Buset! Saya takjub. Gerak Aza cepat amat. Dan berhasil, pula!

Namun, ketakjuban saya langsung menguap begitu Aza bertanya pada Wahmi, "Papih kamu, laki-laki atau perempuan?" Jelas-jelas bukan pertanyaan yang bakalan muncul di daftar Top 10 Kalimat Pembuka untuk Pedekate.

"Memangnya Papih Aza sendiri laki-laki atau perempuan?" potong saya, penasaran.

"Laki-laki," jawab Aza tenang.

"Alhamdulillah," ujar saya.

Kemudian Aza mengerutkan kening dan menengadah, "Tapi kenapa Mamih perempuan, ya?"

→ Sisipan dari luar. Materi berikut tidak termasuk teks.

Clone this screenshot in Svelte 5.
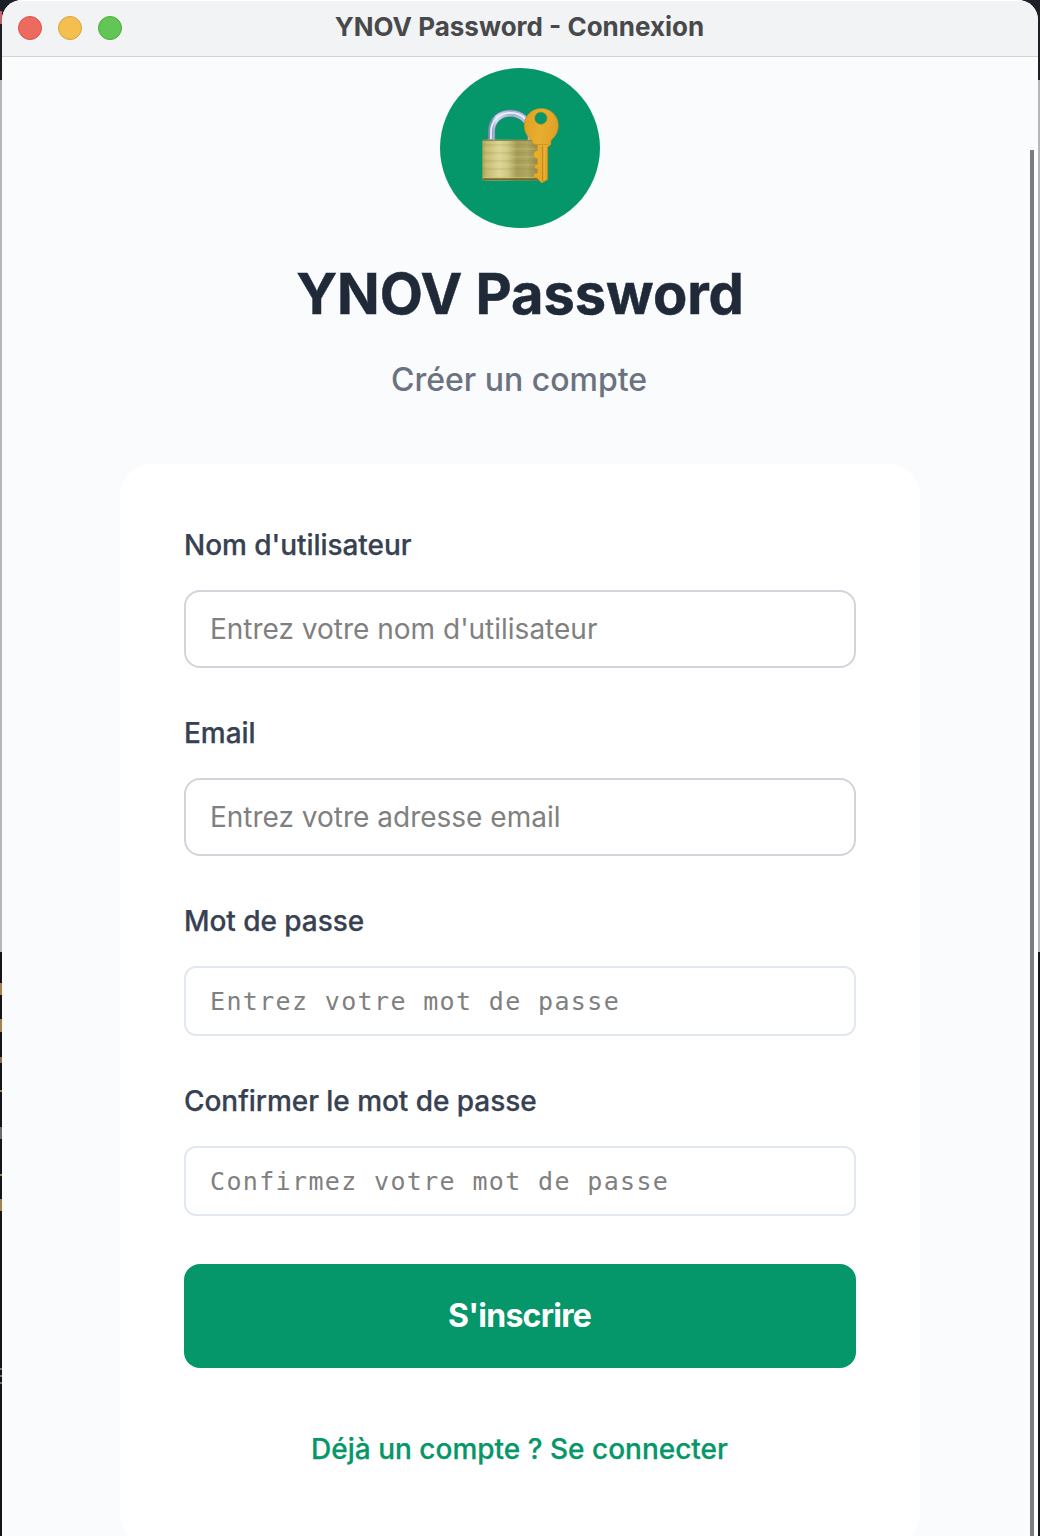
<script lang="ts">
  const fields = [
    { id: 'username', label: "Nom d'utilisateur", placeholder: "Entrez votre nom d'utilisateur", secret: false },
    { id: 'email', label: 'Email', placeholder: 'Entrez votre adresse email', secret: false },
    { id: 'password', label: 'Mot de passe', placeholder: 'Entrez votre mot de passe', secret: true },
    { id: 'confirm', label: 'Confirmer le mot de passe', placeholder: 'Confirmez votre mot de passe', secret: true }
  ];
</script>

<div class="desktop">
  <div class="window">
    <header class="titlebar">
      <div class="lights">
        <span class="light close"></span>
        <span class="light minimize"></span>
        <span class="light zoom"></span>
      </div>
      <div class="window-title">YNOV Password - Connexion</div>
    </header>

    <div class="viewport">
      <main class="page">
        <div class="logo">
          <svg width="100" height="100" viewBox="0 0 100 100" aria-hidden="true">
            <defs>
              <linearGradient id="brass" x1="0" x2="1">
                <stop offset="0" stop-color="#aca155" />
                <stop offset=".08" stop-color="#c4ba70" />
                <stop offset=".3" stop-color="#dcd596" />
                <stop offset=".45" stop-color="#cfc784" />
                <stop offset=".62" stop-color="#a69c58" />
                <stop offset=".8" stop-color="#b0a661" />
                <stop offset="1" stop-color="#948949" />
              </linearGradient>
              <linearGradient id="steel" x1="0" x2="1">
                <stop offset="0" stop-color="#8093b5" />
                <stop offset=".12" stop-color="#d2dff2" />
                <stop offset=".5" stop-color="#a3b5d5" />
                <stop offset="1" stop-color="#b9cae4" />
              </linearGradient>
              <linearGradient id="gold" x1="0" x2="1" y2=".3">
                <stop offset="0" stop-color="#dda023" />
                <stop offset=".5" stop-color="#e8ae30" />
                <stop offset="1" stop-color="#dfa023" />
              </linearGradient>
            </defs>
            <path d="M21.500 46V37C21.500 25 30 18.300 40.500 18.300C51 18.300 60 26 61 38V46" fill="none" stroke="#687b9e" stroke-width="7.400" />
            <path d="M21.500 46V37C21.500 25 30 18.300 40.500 18.300C51 18.300 60 26 61 38V46" fill="none" stroke="url(#steel)" stroke-width="6.200" />
            <path d="M21 44V37C21 25 30 17.800 40.500 17.800C47 17.800 52 20 55 24" fill="none" stroke="#eaf2fd" stroke-width="1.800" />
            <rect x="12.300" y="44.800" width="56" height="40.700" rx="1.500" fill="url(#brass)" />
            <path d="M12.800 45.400H68" stroke="#8a8045" />
            <path d="M13 50H68M13 58H68M13 66H68M13 74H68" stroke="#817b3c" stroke-opacity=".16" stroke-width="1.500" />
            <path d="M13 54H68M13 62H68M13 70H68" stroke="#eee8ae" stroke-opacity=".18" stroke-width="1.500" />
            <path d="M13 82.400H68" stroke="#cfc57c" stroke-opacity=".7" />
            <path d="M12.800 84.300H68" stroke="#75692b" stroke-width="2" />
            <path fill-rule="evenodd" fill="url(#gold)" stroke="#c58818" stroke-width=".6" d="M71.300 13.500C81 13.500 88.300 21 88.300 30.500C88.300 38.300 84 42.500 81 45.500V49.500L77.700 52V84.500L71.700 88L67.300 83.500V83C62.500 83 62.500 78 67.300 78V73.800C63.500 73.800 63.500 69.500 67.300 69.500V63.500C62 63.500 62 56 67.300 55.500V50.500L62 48V45.500C57 41.500 54.200 36.500 54.200 30.500C54.200 21 61.500 13.500 71.300 13.500ZM70.900 17A6.200 6.200 0 1 0 70.900 29.400A6.200 6.200 0 1 0 70.900 17Z" />
            <path d="M66 49.500H78" stroke="#d29620" />
            <path d="M72.600 51V86" stroke="#c98a1b" stroke-width="1.200" />
            <path d="M74.200 51V85" stroke="#f0ba43" stroke-width=".8" />
          </svg>
        </div>
        <h1>YNOV Password</h1>
        <p class="subtitle">Créer un compte</p>

        <form class="card">
          {#each fields as field}
            <div class="field" class:secret={field.secret}>
              <label for={field.id}>{field.label}</label>
              <input id={field.id} type={field.secret ? 'password' : 'text'} placeholder={field.placeholder} />
            </div>
          {/each}
          <button class="submit" type="button">S'inscrire</button>
          <a class="switch" href="#login">Déjà un compte ? Se connecter</a>
        </form>
      </main>
      <div class="scrollbar"></div>
    </div>
  </div>
</div>

<style>
  :global(body) { margin: 0; overflow: hidden; }
  * { box-sizing: border-box; }
  .desktop {
    height: 1536px;
    padding: 0 2px;
    overflow: hidden;
    /* slivers of the windows behind, then their base tones */
    background:
      linear-gradient(#c4626a, #c4626a) 0 11px / 2px 13px no-repeat,
      linear-gradient(#a97f50, #a97f50) 0 983px / 2px 12px no-repeat,
      linear-gradient(#a97f50, #a97f50) 0 1019px / 2px 13px no-repeat,
      linear-gradient(#8f6d4c, #8f6d4c) 0 1057px / 2px 6px no-repeat,
      linear-gradient(#a97f50, #a97f50) 0 1090px / 2px 2px no-repeat,
      linear-gradient(#666b72, #666b72) 0 1127px / 2px 12px no-repeat,
      linear-gradient(#a97f50, #a97f50) 0 1174px / 2px 2px no-repeat,
      linear-gradient(#a97f50, #a97f50) 0 1199px / 2px 12px no-repeat,
      linear-gradient(#707276, #707276) 0 1368px / 2px 2px no-repeat,
      linear-gradient(#707276, #707276) 0 1375px / 2px 2px no-repeat,
      linear-gradient(#707276, #707276) 0 1382px / 2px 2px no-repeat,
      linear-gradient(#1d1f26 0 80px, #b6b7b8 80px 952px, #14151b 952px);
    font-family: Inter, "Liberation Sans", sans-serif;
  }
  .window {
    height: 1536px;
    border-radius: 20px 20px 0 0;
    overflow: hidden;
    background: #fafbfd;
  }
  .titlebar {
    height: 57px;
    display: grid;
    grid-template-columns: 124px 1fr 124px;
    align-items: center;
    background: #f1f3f5;
    border-top: 1px solid #fff;
    border-bottom: 1px solid #d3d4d6;
  }
  .lights { display: flex; gap: 16px; padding: 0 0 2px 16px; }
  .light { width: 24px; height: 24px; border-radius: 50%; border: 1px solid; }
  .close { background: #ed6a5f; border-color: #dc5147; }
  .minimize { background: #f5bf4f; border-color: #d9a13c; }
  .zoom { background: #61c655; border-color: #4cab3c; }
  .window-title {
    text-align: center;
    font-size: 26px;
    line-height: 32px;
    font-weight: 700;
    color: #48494a;
    padding: 0 1px 3px 0;
  }
  .viewport { height: 1479px; display: flex; overflow: hidden; }
  .page {
    width: 1028px;
    flex: none;
    padding: 11px 0 0 8px;
    display: flex;
    flex-direction: column;
    align-items: center;
  }
  .logo {
    width: 160px;
    height: 160px;
    flex: none;
    display: grid;
    place-items: center;
    border-radius: 50%;
    background: #059669;
    padding-bottom: 6px;
  }
  .logo svg { display: block; }
  h1 {
    margin: 32px 0 0;
    font-size: 56px;
    line-height: 68px;
    font-weight: 700;
    letter-spacing: -.05px;
    color: #1f2937;
    -webkit-text-stroke: .5px #1f2937;
  }
  .subtitle {
    margin: 32px 0 0;
    padding-right: 2px;
    font-size: 32px;
    line-height: 40px;
    font-weight: 500;
    color: #6b7280;
  }
  .card {
    width: 800px;
    height: 1082px;
    flex: none;
    margin-top: 64px;
    padding: 64px;
    border-radius: 32px;
    background: #fff;
    display: flex;
    flex-direction: column;
  }
  .field { display: flex; flex-direction: column; margin-bottom: 48px; }
  label {
    font-size: 28px;
    line-height: 34px;
    font-weight: 500;
    letter-spacing: -.05px;
    color: #374151;
    -webkit-text-stroke: .25px #374151;
    margin-bottom: 28px;
  }
  input {
    width: 100%;
    height: 78px;
    padding: 0 24px;
    border: 2px solid #d1d5db;
    border-radius: 16px;
    background: #fff;
    font: 400 28px Inter, "Liberation Sans", sans-serif;
    outline: 0;
  }
  input::placeholder { color: #808080; opacity: 1; }
  .secret input {
    height: 70px;
    border-color: #e2e8f0;
    border-radius: 12px;
    font: 400 25px "DejaVu Sans Mono", monospace;
    letter-spacing: 1.350px;
  }
  .submit {
    height: 104px;
    flex: none;
    border: 0;
    border-radius: 16px;
    padding: 0 1px 2px 0;
    background: #059669;
    color: #fff;
    font: 700 32px Inter, "Liberation Sans", sans-serif;
    letter-spacing: -.75px;
  }
  .switch {
    margin-top: 64px;
    padding-right: 1px;
    text-align: center;
    font-size: 28px;
    line-height: 34px;
    font-weight: 500;
    color: #059669;
    -webkit-text-stroke: .25px #059669;
    text-decoration: none;
  }
  .scrollbar {
    width: 8px;
    height: 1386px;
    margin-top: 93px;
    border-left: 4px solid #7d7d7d;
    background: #fff;
  }
</style>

"Pertanyaan bagus, Za." Saya hampir tersedak oleh tawa. "Sepulang nanti kita tanya deh, ke Mamih."

________________

[1]: Aslinya sih tidak seseram sebutannya. Bentuknya seperti dua tangga panjat vertikal, yang atapnya berupa tangga juga. Anak-anak memanjati tangga vertikal, lantas bergantung ke anak-anak tangga di atas. Mereka bisa menyeberang dari satu sisi tangga vertikal ke sisi lain, atau sekadar bergantungan aja. Makanya disebut gantung-gantungan.

6 comments:

Anonymous said...

Hahaha, Aza boleh juga nich. Kira - kira Aza mau ga ya kenalan sama saya :D

Salam kenal buat yang punya blog juga dech.

Anonymous said...

UHAUHAHA...
tapi bagus sih pernyaannya cuma ada dua option. kalo ada tiga. gawat!

Isman H. Suryaman said...

Jangan terlalu berharap aja dulu, hehe. Dia tipe yang menghindari dari orang agresif. Tapi kalau ada yang pasif, dia yang mendekat sendiri, hehe.

Salam kenal juga, desta.

Buset, snydez. Kalau udah ada tiga opsi, perlu dipertanyakan dia tahu dari mana tuh. (Paling juga sinetron.)

Anonymous said...

Mungkin selama ini Aza memang gak tahu Papih-nya laki-laki apa perempuan? :lol:

Anonymous said...

Ternyata papihnya aza juga belum tahu kalau mamihnya itu perempuan atau bukan, makanya dia ngajak aza lihat mamih dirumah apa bener dia perempuan atau laki. Anak dan papih sama aja, letoy....

Isman H. Suryaman said...

Jangan-jangan begitu, kang nur, hehe.

Wow. Setelah dua tahun, akhirnya muncul juga seorang flamer. Mari beri tepuk tangan untuk musida, saudara-saudara.